石州和紙の材料と道具は、土地と人の知恵が凝縮されたものばかりです。

石州和紙の主な材料類

  • コウゾ:石見地方で自家栽培。繊維が長く、丈夫な和紙に適する。
  • ミツマタ:しなやかで柔らかく、書道用に適した紙を生む。
  • ガンピ:自生種を使用。繊細で光沢ある仕上がりに。
  • トロロアオイ:紙料の分散と抄造を助ける天然の粘液。

石州和紙の主な道具類

  • 鎌・包丁:コウゾの刈り取り・皮剥ぎに使用。
  • 蒸し釜:繊維を柔らかくし、加工しやすくする。
  • 板・木槌:繊維を丁寧に叩いてほぐす工程に。
  • 簀桁・漉き舟:紙漉きの核心を担う道具。
  • 干板・天日干し道具:紙の乾燥と光沢仕上げに用いる。

職人たちは、この一つひとつを自在に操りながら、一枚の紙を仕上げていきます。

石州和紙の製作工程

すべては一枚のために。

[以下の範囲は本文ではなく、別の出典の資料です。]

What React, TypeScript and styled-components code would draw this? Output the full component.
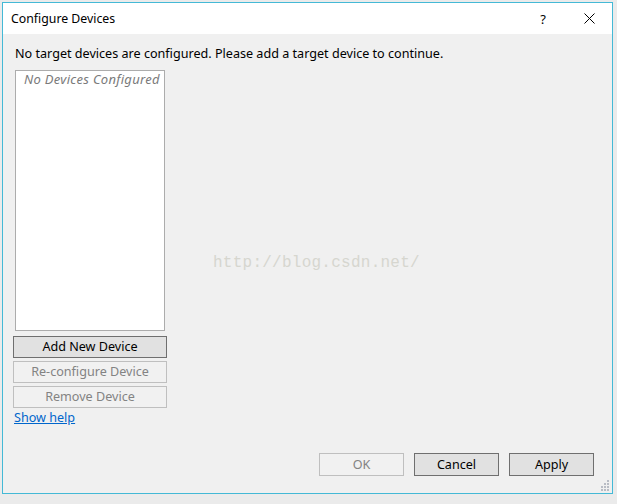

精緻な工程が生む美と強さ

石州和紙の製作には、多段階にわたる丁寧な工程が必要です。とくに、原料の処理から紙漉き、乾燥に至るまで、すべてが職人の手で行われ、そのひとつひとつに確かな理由と技術が込められています。

  1. 原料収穫・皮剥ぎ
    12月〜1月にかけてコウゾなどを刈り取り、蒸してから黒皮を剥ぎ、甘皮を残す独自処理を施します。
  2. 煮熟とちり取り
    釜で長時間煮て繊維を柔らかくし、水中で異物をひとつひとつ取り除きます。この精度が紙質を左右します。
  3. 叩解(こうかい)
    専用の木槌で繊維を均等に叩きほぐし、紙料としての柔軟性と密度を高めます。石州独自の「六通六返し」が使われます。
  4. 紙料づくり
    叩いた繊維にトロロアオイの粘液と水を加え、漉き舟内で均一に混ぜ合わせます。繊維の散り方に職人の腕が出ます。
  5. 紙漉き(三段階技法)
    数子で表面を成形し、調子で厚みを調整、最後に捨水で余分な紙料を振り落とします。この三工程が石州和紙の核です。
  6. 乾燥・仕上げ
    紙床から紙をはがし、木製の干板に貼り付けて天日干し。気温や湿度によって干し時間も調整されます。
  7. 選別・裁断
    一枚一枚の出来を見極め、不良を除いて裁断・束ね、最終製品として仕上げます。

石州和紙は、島根県石見地方が育んだ千年の紙文化です。原料の栽培から仕上げまで一貫して手作業で行われるその和紙は、軽やかで強く、時を重ねて美しさを増す希少な存在。ユネスコ無形文化遺産にも登録されたその技と美は、未来へと語り継ぐべき日本の宝です。